Quizá por eso la pregunta de si la Generación X es la “mejor” generación flota medio en broma. Por supuesto, las categorías son absurdas. Ninguna generación es monolítica. Cada cohorte está fracturada por clase, raza, geografía, suerte. Pero aun así, hay algo en la Generación X que parece envidiable. Tuvieron infancias analógicas y adulteces digitales, lo que significa que recuerdan el aburrimiento como una condición física pero también pueden usar Spotify sin miedo. Nunca esperaron que las instituciones los salvaran, lo que significó que no tuvieron que fingir sorpresa ante la traición. Supieron equilibrar ironía y realismo de una forma que hoy parece casi utópica: lo suficientemente distantes para ver a través de las mentiras, lo suficientemente comprometidos para sobrevivirlas.
Para quienes llegamos después, la Generación X luce como un punto de fuga: los últimos niños que podían desaparecer horas sin ser rastreados, los últimos jóvenes adultos que podían pagar renta en ciudades grandes trabajando medio tiempo, los últimos adultos de mediana edad que no convirtieron la paternidad en un ejercicio de marketing personal.
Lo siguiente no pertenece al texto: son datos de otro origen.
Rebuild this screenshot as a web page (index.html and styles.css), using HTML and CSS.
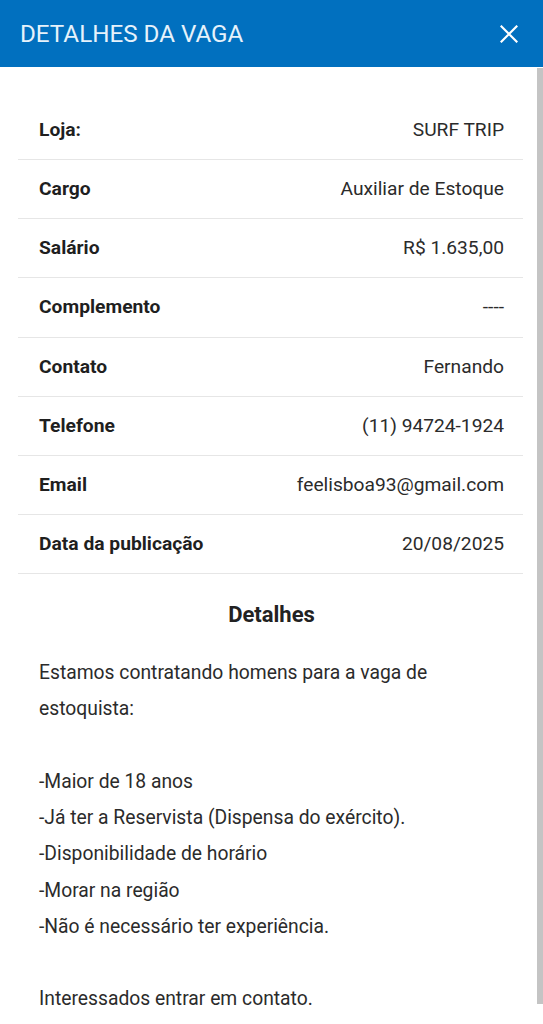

Ocupan un espacio liminal, atrapados entre el pasado analógico y el futuro digital, pero lograron quedarse con lo mejor de ambos sin ahogarse en ninguno. El misterio no es que nadie los odie. El misterio es que, en retrospectiva, puede que realmente lo hayan logrado.
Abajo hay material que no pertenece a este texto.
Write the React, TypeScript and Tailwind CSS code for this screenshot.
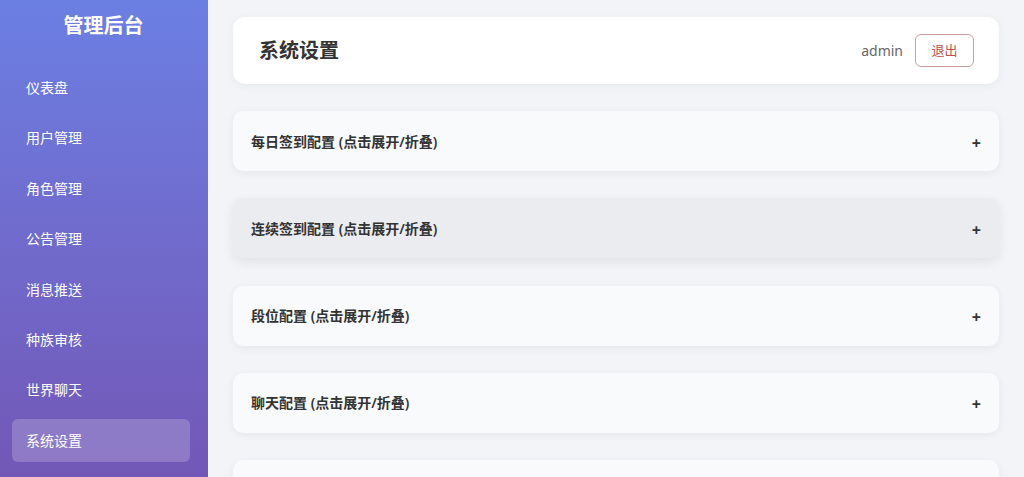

Y quizá ahí radica la verdadera razón de la admiración. En una cultura obsesionada con la visibilidad, la Generación X demostró que la invisibilidad puede ser una forma de poder. No fueron los más ruidosos, ni los más ricos, ni los más revolucionarios. Fueron los que descubrieron cómo deslizarse entre todo, cómo sostener su escepticismo sin caer en el nihilismo, cómo vivir sin exigir que la historia les dedique un día festivo. Todas las demás generaciones están atormentadas por sus fracasos. La Generación X simplemente siguió adelante. Y si eso no es éxito, entonces quizá necesitamos redefinir lo que significa.